Redfin CEO Glenn Kelman lambasted the practice of letting buyers’ agents advertise on other brokers’ listings as a “fundamental misdirection” on Tuesday.
During a workshop on competition in real estate convened by the Federal Trade Commission and Department of Justice, Kelman said the practice is a cash cow for listings portals but is confusing to consumers.
“There’s now a multibillion[-dollar] industry based on misdirection,” Kelman said. “Redfin makes money from this, Zillow makes money from this, almost every website makes money from this.”
The comments come amid fierce debate, in New York and across the country, about the ethical and legal implications of such agent advertising, particularly by Zillow Group and StreetEasy.

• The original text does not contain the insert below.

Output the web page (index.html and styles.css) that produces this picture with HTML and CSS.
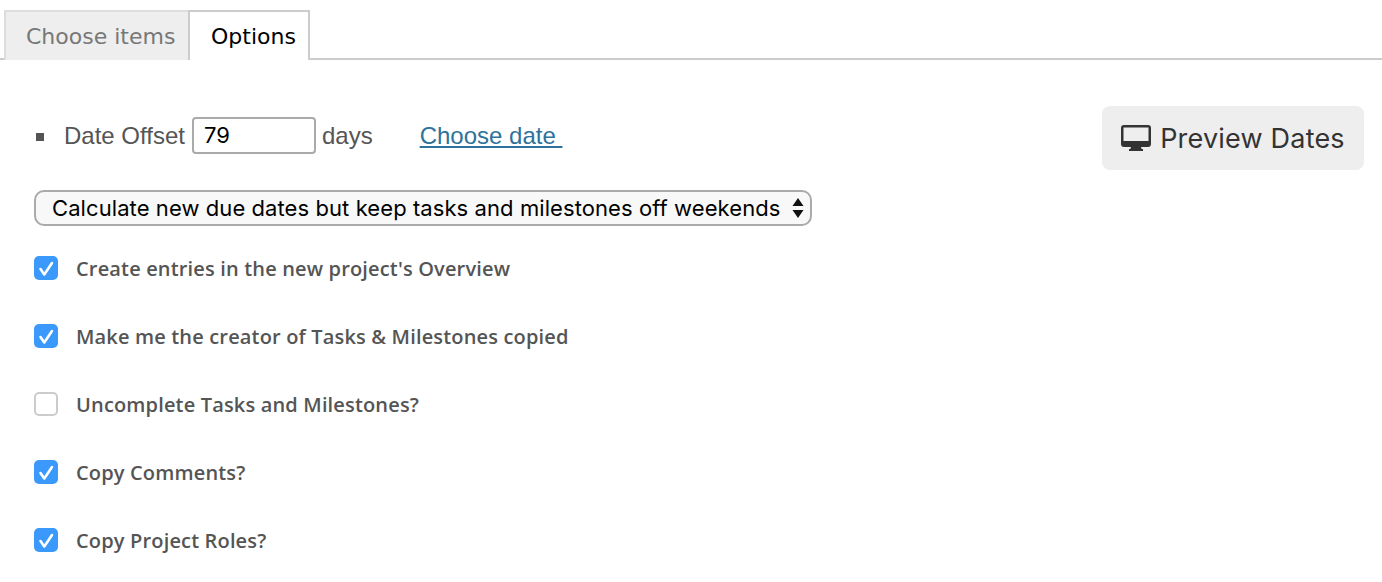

According to Kelman, agents in markets like Boston and San Francisco have been known to withhold listings from the local MLS because they’re convinced the listings will be distributed to third-party websites that don’t feature their names prominently.
“This is not picking on one website or another, it’s our website, too,” he said. “We want [multiple listing services] to modernize the attribution system so the listing agent has an incentive to post listings immediately to every website. I don’t know that FTC or DOJ has a role in this.”
Kathleen Philips, Zillow’s chief legal officer, spoke before Kelman’s remarks. But she said it would be impossible to eliminate consumer confusion.
“The way organized real estate works is confusing,” Philips said, noting that consumers are confused by commissions in particular. Zillow has empowered consumers by providing access to data about the market that lets them make more informed choices. “Was it more straightforward when [consumers] saw a yard sign? Yes. But would you trade the opportunity for a consumer to do all their research on their own and seek out this information to go back to that day? I wouldn’t.”
She said consumers on both sides of a real estate transaction want to be represented by agents. “That being said, consumers are doing a lot more of the work themselves up front,” Philips said. “There’s heavy competition in the marketplace to represent those consumers.”
“Could I envision a model in which we let agents bid for seller listings?” she said. “Maybe.”
While there may be more sites displaying listings, compared to 10 years ago, large companies are the beneficiaries of the most consumer eyeballs, said Luke Glass, executive vice president of industry platforms at Realtor.com.
Kelman said he views advertising on listing portals as a “tax” that has to be paid. “Every dollar we have to pay the portal, is a dollar we have to charge the consumer.”
In his opening remarks, FTC Chairman Joseph Simons said even if changes in the brokerage industry are driven by consumer demand, it’s imperative to understand the marketplace dynamics. “If necessary, we may need to recalibrate our expectations about what’s important to consumers,” he said, “and, in turn, allow that to shape both our consumer protection, and competition efforts.”